All Will Be Revealed

Coming Soon: Unlocking the Book of Revelation and Applying Its Lessons Today

by Michael Barber

Emmaus Road
Publishing, 2005

326 pages, $14.95

To order: (800) 398-5470

emmausroad.org

The Book of Revelation might be called a theological Rorschach test because, like inkblots, what one sees in the Apocalypse often says more about the seer than the text. Just ask the nearest fundamentalist ready to use it to map out the end of the world.

But Revelation has an objective meaning. It is a message of comfort to the Church, a shout of hope conveying that, no matter how bad things might become, good will triumph because God will have the last word in history.

Evangelical Protestants often focus on the Book of Revelation, confounding Catholics who are baffled by the array of horsemen, trumpets, beasts, angels and dragons populating this last book of the New Testament. Michael Barber provides a readable interpretation of Revelation, making it more readily accessible to Catholic readers. Each major unit of Revelation is cited and then explained in easy-to-read language without academic jargon. Each chapter concludes with questions to spur reflection and reinforce key points.

Barber shows how Revelation is a summary of the whole of salvation history — a history leading to Christ, the new King David who “restores the kingdom. He brings about the new Exodus, ending the Exile. In this restoration of the Kingdom of Israel, He is like Moses. He is also like the son of man in the Book of Daniel, since the son of man received the kingdom and gives it to the saints. The prophets’ words are fulfilled and history comes together as God fulfills His plan.”

Barber strives for a thoroughly Catholic interpretation of the Revelation, applying traditional forms of exegesis. Some contemporary biblical scholars may look askance at such methods, which only have 1,000 years or more practice to recommend them. But Barber’s approach reminds us that the Bible is first and foremost the Church’s book. It is not a dead museum artifact, to be examined only with the biblical equivalents of archaeological tools. The Bible is and remains the living Word of God, where the Father speaks to his children of every age with great love. Studying the Bible against its historical context is important, but so is reading it in the context of our lives here and now. Barber repeatedly encourages us to draw applications from Revelation to our lives today.

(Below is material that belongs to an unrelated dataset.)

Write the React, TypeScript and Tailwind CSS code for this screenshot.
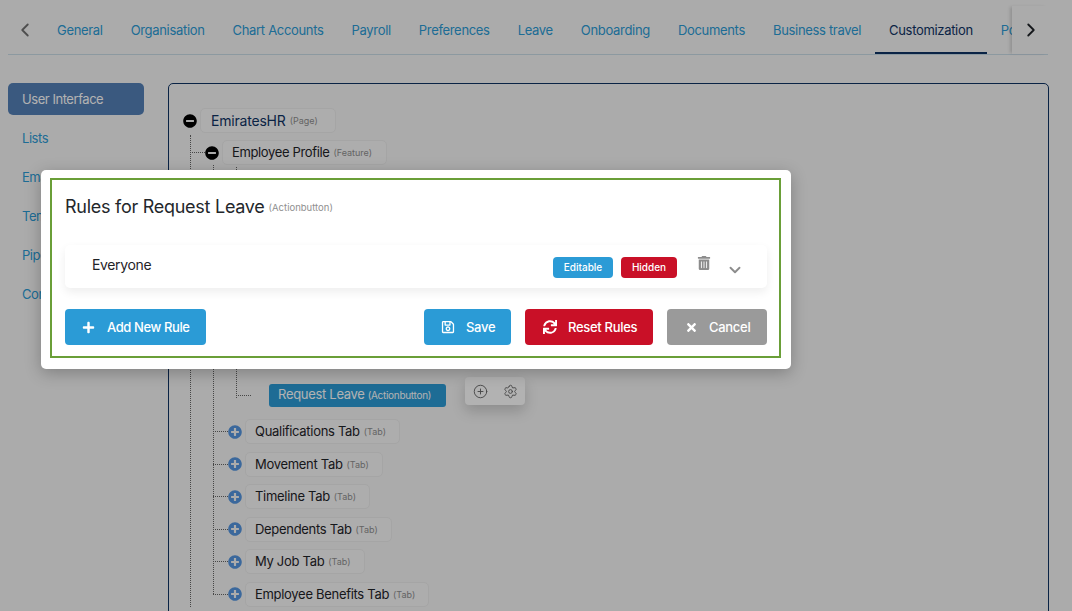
import { ChevronLeft, ChevronRight, ChevronDown, CirclePlus, Settings } from "lucide-react";
import { FaMinusCircle, FaPlusCircle, FaPlus, FaRegSave, FaSync, FaTimes, FaTrashAlt } from "react-icons/fa";

const tabs = ["General", "Organisation", "Chart Accounts", "Payroll", "Preferences", "Leave", "Onboarding", "Documents", "Business travel", "Customization", "Policies"];
const side = ["Lists", "Email", "Templates", "Pipelines", "Configuration"];
const subTabs = ["Qualifications Tab", "Movement Tab", "Timeline Tab", "Dependents Tab", "My Job Tab", "Employee Benefits Tab"];

function Tag({ children }: { children: string }) {
  return <span className="ml-1 text-[9px] text-[#8f8f8f]">{children}</span>;
}

export default function App() {
  return (
    <div className="relative h-[611px] w-[1072px] overflow-hidden bg-[#f5f5f5] font-['Inter',sans-serif] text-[13px] text-[#1f2328]">
      <header className="ml-2 flex h-[55px] w-[1040px] items-stretch border-b border-[#c9dbe6] pt-[6px]">
        <div className="flex w-[35px] items-center pl-[6px] text-[#707070]">
          <ChevronLeft size={22} strokeWidth={2} />
        </div>
        <nav className="flex min-w-0 flex-1 overflow-hidden tracking-[-0.32px]">
          {tabs.map((t) => (
            <a
              key={t}
              className={
                "flex shrink-0 items-center whitespace-nowrap px-[14px] pt-[4px] " +
                (t === "Customization"
                  ? "border-b-2 border-[#0f3364] text-[#0f3364]"
                  : "border-b-2 border-transparent text-[#2b9bd6]")
              }
            >
              {t}
            </a>
          ))}
        </nav>
        <div className="flex w-[36px] shrink-0 items-center justify-center bg-[#f5f5f5] pl-[2px] text-[#1f2328] shadow-[-3px_0_3px_-1px_rgba(0,0,0,0.15)]">
          <ChevronRight size={22} strokeWidth={2} />
        </div>
      </header>

      <main className="mt-[28px] flex items-start pl-2">
        <aside className="w-[136px] shrink-0 tracking-[-0.45px]">
          <div className="flex h-[32px] items-center rounded-[5px] bg-[#5480b6] pl-[14px] pt-[1px] text-white">User Interface</div>
          {side.map((s) => (
            <div key={s} className="mt-[7px] flex h-[32px] items-center pl-[14px] pt-[1px] text-[#2b9bd6]">
              {s}
            </div>
          ))}
        </aside>

        <section className="ml-6 h-[560px] w-[881px] shrink-0 rounded-[5px] border border-[#0f3364] pt-6">
          <div className="flex items-center pl-[14px]">
            <FaMinusCircle size={14} className="text-black" />
            <div className="ml-[3px] flex h-[25px] w-[136px] items-center rounded-[5px] border border-[#ededed] bg-[#f8f8f8] pl-[10px]">
              <span className="text-[14px] tracking-[-0.2px] text-[#0f3364]">EmiratesHR</span>
              <Tag>(Page)</Tag>
            </div>
          </div>

          <div className="relative ml-[21px] pt-[7px]">
            <span className="absolute bottom-0 left-0 top-[2px] border-l border-dotted border-[#666]" />
            <div className="flex items-center">
              <span className="w-[15px] border-t border-dotted border-[#666]" />
              <FaMinusCircle size={14} className="text-black" />
              <div className="ml-[3px] flex h-[25px] w-[165px] items-center rounded-[5px] border border-[#ededed] bg-[#f8f8f8] pl-[9px]">
                <span className="tracking-[-0.36px]">Employee Profile</span>
                <Tag>(Feature)</Tag>
              </div>
            </div>

            <div className="relative ml-[23px] pt-[2px]">
              <span className="absolute bottom-[13px] left-0 top-0 border-l border-dotted border-[#666]" />
              <div className="relative ml-[23px] pt-[214px]">
                <span className="absolute bottom-[11px] left-0 top-0 border-l border-dotted border-[#666]" />
                <div className="flex items-center">
                  <span className="w-[15px] border-t border-dotted border-[#666]" />
                  <div className="ml-[18px] flex h-[23px] w-[177px] items-center rounded-[3px] bg-[#2b9bd6] pl-[9px] text-white">
                    <span className="tracking-[-0.3px]">Request Leave</span>
                    <span className="ml-[3px] text-[10px] tracking-[-0.3px]">(Actionbutton)</span>
                  </div>
                  <div className="relative -top-[4px] ml-[19px] flex h-[28px] w-[60px] rounded-[4px] bg-white text-[#666] shadow-[0_6px_14px_rgba(0,0,0,0.18)]">
                    <span className="flex flex-1 items-center justify-center"><CirclePlus size={15} strokeWidth={1.5} /></span>
                    <span className="flex flex-1 items-center justify-center"><Settings size={15} strokeWidth={1.5} /></span>
                  </div>
                </div>
              </div>
              <div className="pt-[10.4px]">
                {subTabs.map((t) => (
                  <div key={t} className="mb-[7.5px] flex items-center">
                    <span className="w-[15px] border-t border-dotted border-[#666]" />
                    <FaPlusCircle size={14} className="text-[#5596e0]" />
                    <div className="ml-[3px] flex h-[25px] items-center rounded-[5px] border border-[#ededed] bg-[#f8f8f8] pl-[9px] pr-[13px]">
                      <span className="tracking-[-0.3px]">{t}</span>
                      <Tag>(Tab)</Tag>
                    </div>
                  </div>
                ))}
              </div>
            </div>
          </div>
        </section>
      </main>

      <div className="absolute inset-0 bg-black/30">
        <div className="ml-[41px] mt-[170px] h-[199px] w-[750px] rounded-[5px] bg-white pb-[11px] pl-[9px] pr-[10px] pt-2 shadow-[0_4px_16px_rgba(0,0,0,0.25)]">
          <div className="h-full border-2 border-[#6a9f38] pl-[13px] pr-[12px]">
            <div className="flex h-[57px] items-center pb-[5px]">
              <h2 className="text-[18px] font-normal tracking-[-0.27px] text-[#23272b]">Rules for Request Leave</h2>
              <span className="ml-1 mt-[4px] text-[9.5px] text-[#8f8f8f]">(Actionbutton)</span>
            </div>
            <div className="mt-[8px] flex h-[43px] items-center rounded-[5px] bg-white pl-[27px] shadow-[0_4px_10px_rgba(0,0,0,0.07)]">
              <span className="flex-1 pb-[4px] text-[14px] tracking-[-0.35px]">Everyone</span>
              <span className="mt-[2px] flex h-[21px] w-[60px] items-center justify-center rounded-[4px] bg-[#2b9bd6] text-[10px] font-medium text-white">Editable</span>
              <span className="ml-2 mt-[2px] flex h-[21px] w-[56px] items-center justify-center rounded-[4px] bg-[#c91027] text-[10px] font-medium text-white">Hidden</span>
              <FaTrashAlt size={14} className="ml-5 -mt-[8px] text-[#8c8c8c]" />
              <ChevronDown size={18} strokeWidth={2.5} className="ml-[15px] mr-[23px] mt-[7px] text-[#8c8c8c]" />
            </div>
            <div className="mt-[21px] flex">
              <button className="flex h-[36px] w-[141px] items-center rounded-[4px] bg-[#2b9bd6] pl-[17px] font-medium tracking-[-0.4px] text-white">
                <FaPlus size={13} />
                <span className="ml-[12px] pt-[1px]">Add New Rule</span>
              </button>
              <button className="ml-[218px] flex h-[36px] w-[87px] items-center rounded-[4px] bg-[#2b9bd6] pl-[17px] font-medium tracking-[-0.3px] text-white">
                <FaRegSave size={14} />
                <span className="ml-[11px] pt-[1px]">Save</span>
              </button>
              <button className="ml-[14px] flex h-[36px] w-[128px] items-center rounded-[4px] bg-[#c91027] pl-[18px] font-medium tracking-[-0.3px] text-white">
                <FaSync size={14} />
                <span className="ml-[11px] pt-[1px]">Reset Rules</span>
              </button>
              <button className="ml-[14px] flex h-[36px] w-[100px] items-center rounded-[4px] bg-[#9a9a9a] pl-[18px] font-medium tracking-[-0.3px] text-white">
                <FaTimes size={13} />
                <span className="ml-[11px] pt-[1px]">Cancel</span>
              </button>
            </div>
          </div>
        </div>
      </div>
    </div>
  );
}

Barber’s interpretation of Revelation is not without problems. He dates the book relatively early, to the 60s in Nero’s era, although admitting that “most” biblical scholars today would date the book 20 to 30 years later. That earlier date is, however, “of critical importance” for his more controversial argument: that Revelation is relatively contemporaneous with the fall of Jerusalem in 70, which he wants to treat as a foretaste of the end times. I would want to see more scholarly critique before buying into that view, which could also have implications for Catholic-Jewish relations.

Barber’s dating would also suggest that Revelation was written before the Gospel of John (at least according to the mainstream dating of the Fourth Gospel), which leads to a second controversial issue: authorship. Barber contends that John the Apostle is the author of Revelation, a disputed view today.

The Apocalypse remains for many a fascinating but avoidable add-on to the rest of the New Testament. Barber provides the useful service of welcoming in the avoiders while offering the preoccupied solid food for thought. Most important, those in the middle will find one more reason to go back to the Bible — not just select parts of it but the whole Word of God.

John M. Grondelski writes from Washington, D.C.